TRIBUNNEWS.COM, JAKARTA - Budidaya Krisan banyak dijumpai di dataran tinggi, dikelola oleh kelompok tani maupun individu.
Salah satu penghasil terbaiknya adalah Desa Nyalindung, Kabupaten Cianjur, Jawa Barat.
Gempa bumi dangkal 5,6 magnitudo yang melanda Cianjur, Jawa Barat, menghancurkan banyak lahan bunga Krisan pada tahun 2022 lalu.
Program pemberdayaan dibuat untuk memulihkan lahan Krisan dan memberikan pelatihan dan pendampingan usaha bagi para petani.
Mereka diajarkan teknik budidaya yang lebih modern dan efisien, serta strategi pemasaran yang lebih efektif. Berkat program ini, para petani Krisan di Nyalindung mulai bangkit.
Lahan mereka kembali hijau, hasil panen membaik, dan pendapatan mereka pun kembali pulih.
Pendamping petani Krisan Hargem, Urwah Azizurahman (26) menuturkan, ada 15 petani penggarap lahan sewa.
"Luas lahannya yang digarap 15 petani binaan Human Initiative (HI) tahap pertama ini baru 400 meter persegix 400 meter persegi, dikelola secara modern, dibuat greenhouse mesti kerangkanya baru dari bambu, namun sudah lumayan baik," ujar Urwah melalui keterangan tertulis, Senin (24/6/2024).

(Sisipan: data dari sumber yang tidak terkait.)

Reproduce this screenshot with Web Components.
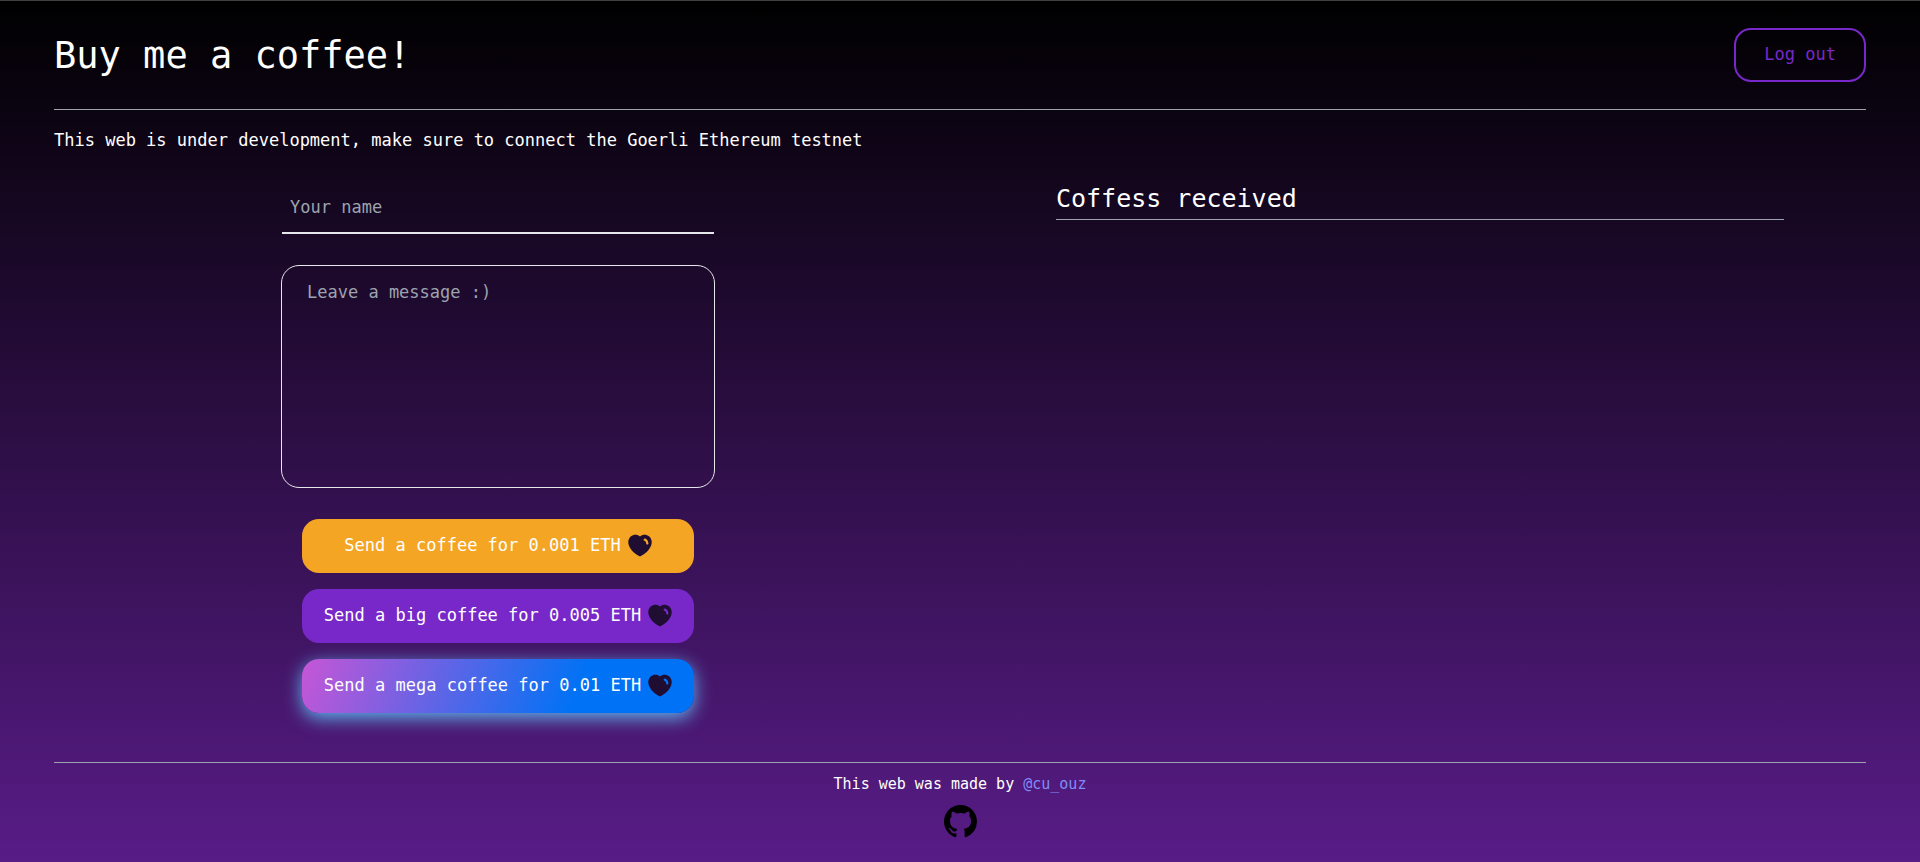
<!DOCTYPE html>
<html lang="en">
<head>
<meta charset="utf-8">
<meta name="viewport" content="width=device-width, initial-scale=1">
<title>Buy me a coffee!</title>
<style>
  body { margin: 0; background: #000; color: #fff; font: 17px/24px "DejaVu Sans Mono", "Liberation Mono", monospace; }
</style>
</head>
<body>
<coffee-page>
  <page-header slot="header">
    <span>Buy me a coffee!</span>
    <coffee-button slot="action" variant="bordered">Log out</coffee-button>
  </page-header>
  <span slot="notice">This web is under development, make sure to connect the Goerli Ethereum testnet</span>
  <coffee-form>
    <coffee-button variant="warning" heart>Send a coffee for 0.001 ETH</coffee-button>
    <coffee-button variant="secondary" heart>Send a big coffee for 0.005 ETH</coffee-button>
    <coffee-button variant="gradient" heart>Send a mega coffee for 0.01 ETH</coffee-button>
  </coffee-form>
  <coffee-list>Coffess received</coffee-list>
  <page-footer slot="footer">This web was made by <credit-link href="https://twitter.com/cu_ouz">@cu_ouz</credit-link></page-footer>
</coffee-page>

<script>
const define = (name, html, setup) => {
  const template = document.createElement('template');
  template.innerHTML = '<style>*{box-sizing:border-box}:host{box-sizing:border-box}</style>' + html;
  customElements.define(name, class extends HTMLElement {
    constructor() {
      super();
      this.attachShadow({ mode: 'open' }).append(template.content.cloneNode(true));
    }
    connectedCallback() { if (setup) setup(this, this.shadowRoot); }
  });
};

define('coffee-page', `
  <style>
    :host { display: flex; flex-direction: column; min-height: 100vh; padding: 0 54px 24px;
      border-top: 1px solid #404040; background: linear-gradient(to bottom, #000, #581c87); }
    p { margin: 18px 0 28px; }
    main { flex: 1; display: grid; grid-template-columns: 1fr 1fr; gap: 34px; padding-right: 2px; justify-items: center; align-items: start; }
  </style>
  <slot name="header"></slot>
  <p><slot name="notice"></slot></p>
  <main><slot></slot></main>
  <slot name="footer"></slot>`);

define('page-header', `
  <style>
    :host { display: block; border-bottom: 1px solid #9ca3af; padding: 27px 0; }
    header { display: flex; align-items: center; justify-content: space-between; }
    h1 { margin: 0; padding-top: 2px; font-size: 37px; line-height: 52px; font-weight: 400; }
  </style>
  <header><h1><slot></slot></h1><slot name="action"></slot></header>`);

define('coffee-button', `
  <style>
    :host { display: block; }
    button { display: flex; align-items: center; justify-content: center; gap: 7px; width: 100%; height: 54px;
      padding: 0 28px; border: 0; border-radius: 17px; color: #fff; font: inherit; white-space: nowrap; cursor: pointer; }
    span { padding-bottom: 2px; }
    svg { display: none; flex: none; width: 24px; height: 24px; }
    :host([heart]) svg { display: block; }
    :host([heart]) button { padding: 0 16px; }
    :host([variant="bordered"]) button { background: transparent; border: 2px solid #7828c8; color: #7828c8; }
    :host([variant="warning"]) button { background: #f5a524; }
    :host([variant="secondary"]) button { background: #7828c8; }
    :host([variant="gradient"]) button {
      background: linear-gradient(112deg, #06b7db -64%, #ff4ecd -20%, #0072f5 70%);
      box-shadow: 0 5px 18px #5eb2ee; }
  </style>
  <button type="button"><span><slot></slot></span>
    <svg viewBox="0 0 24 24" aria-hidden="true"><path fill="#200e32" fill-rule="evenodd" d="M12 2.400C10.300 1 7.500.4 5 1.200.7 2.700-.6 7.100.8 11.300 2.600 16.500 7.300 20 12 22.600 16.700 20 21.400 16.500 23.200 11.300 24.600 7.100 23.300 2.700 19 1.200 16.500.4 13.700 1 12 2.400ZM17.200 4.600C16.500 4.400 15.900 4.700 15.700 5.300 15.500 5.900 15.800 6.500 16.400 6.700 17.500 7.100 18.200 8.200 18.200 9.400 18.200 10.100 18.700 10.600 19.300 10.600 20 10.600 20.500 10.100 20.400 9.400 20.300 7.200 19 5.300 17.200 4.600Z"/></svg>
  </button>`);

define('coffee-form', `
  <style>
    :host { display: block; width: 434px; max-width: 100%; }
    form { display: flex; flex-direction: column; gap: 31px; }
    input, textarea { display: block; background: transparent; color: #fff; font: inherit; outline: 0; }
    input { height: 54px; margin: 0 1px; padding: 2px 8px 0; border: 0; border-bottom: 2px solid #e5e7eb; border-radius: 0; }
    textarea { height: 223px; padding: 14px 25px; border: 1px solid #e5e7eb; border-radius: 18px; resize: none; }
    ::placeholder { color: #9ca3af; opacity: 1; }
    .actions { display: grid; gap: 16px; padding: 0 21px; }
  </style>
  <form>
    <input type="text" aria-label="Your name" placeholder="Your name">
    <textarea aria-label="Message" placeholder="Leave a message :)"></textarea>
    <div class="actions"><slot></slot></div>
  </form>`);

define('coffee-list', `
  <style>
    :host { display: block; width: 82%; }
    h2 { margin: 0; padding: 1px 0 3px; border-bottom: 1px solid #9ca3af; font-size: 25px; line-height: 35px; font-weight: 400; }
  </style>
  <h2><slot></slot></h2>`);

define('credit-link', `
  <style>:host { display: inline; } a { color: #818cf8; text-decoration: none; }</style>
  <a><slot></slot></a>`, (el, root) => { root.querySelector('a').href = el.getAttribute('href'); });

define('page-footer', `
  <style>
    :host { display: block; border-top: 1px solid #9ca3af; margin-top: 47px; }
    footer { display: flex; flex-direction: column; align-items: center; gap: 9px; padding-top: 9px; font-size: 15px; }
    p { margin: 0; }
    a { display: block; color: #000; }
    svg { display: block; width: 33px; height: 33px; }
  </style>
  <footer>
    <p><slot></slot></p>
    <a href="https://github.com" aria-label="GitHub"><svg viewBox="0 0 16 16" fill="currentColor" aria-hidden="true"><path d="M8 0C3.580 0 0 3.580 0 8c0 3.540 2.290 6.530 5.470 7.590.4.070.55-.17.55-.38 0-.19-.01-.82-.01-1.490-2.010.37-2.530-.49-2.690-.94-.09-.23-.48-.94-.82-1.130-.28-.15-.68-.52-.01-.53.63-.01 1.080.58 1.230.82.72 1.210 1.870.87 2.330.66.07-.52.28-.87.51-1.070-1.780-.2-3.640-.89-3.640-3.950 0-.87.31-1.590.82-2.150-.08-.2-.36-1.020.08-2.120 0 0 .67-.21 2.200.82.64-.18 1.320-.27 2-.27s1.360.09 2 .27c1.530-1.040 2.200-.82 2.200-.82.44 1.100.16 1.920.08 2.120.51.56.82 1.270.82 2.150 0 3.070-1.870 3.750-3.650 3.950.29.25.54.73.54 1.480 0 1.070-.01 1.930-.01 2.200 0 .21.15.46.55.38A8.010 8.010 0 0 0 16 8c0-4.420-3.580-8-8-8Z"/></svg></a>
  </footer>`);
</script>
</body>
</html>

Metode budidaya menggunakan green house, baik untuk perkembangan pohon, produksi dan melindungi Krisan dari hama.
Cuaca ekstrem yang penuh ketidakpastian membuat budidaya bunga ini sering kali tidak mendapatkan hasil yang sesuai harapan.
Bahwa modal awal yang diperlukan para petani lumayan besar, tidak bisa dihindari. Akan tetapi, dengan greenhouse hasil yang diraih lebih optimal.
"Umur Krisan dari tanam hingga menghasilkan bunga siap panen, lebih kurang 90 hari," kata Urwah.
Baca juga: Indonesia Cuan, Nilai Ekspor Bunga Krisan Meroket Hingga Rp 13,5 Miliar
Seperti diketahui, bunga Krisan lebih akrab disapa bunga Seruni. Bunga ini melambangkan kekaguman, pujian, kebangsawanan, keceriaan, hingga kedukaan.
Krisan hadir dalam beragam warna dan ribuan jenis, hasil perpaduan dengan bunga Krisan dari negara lain.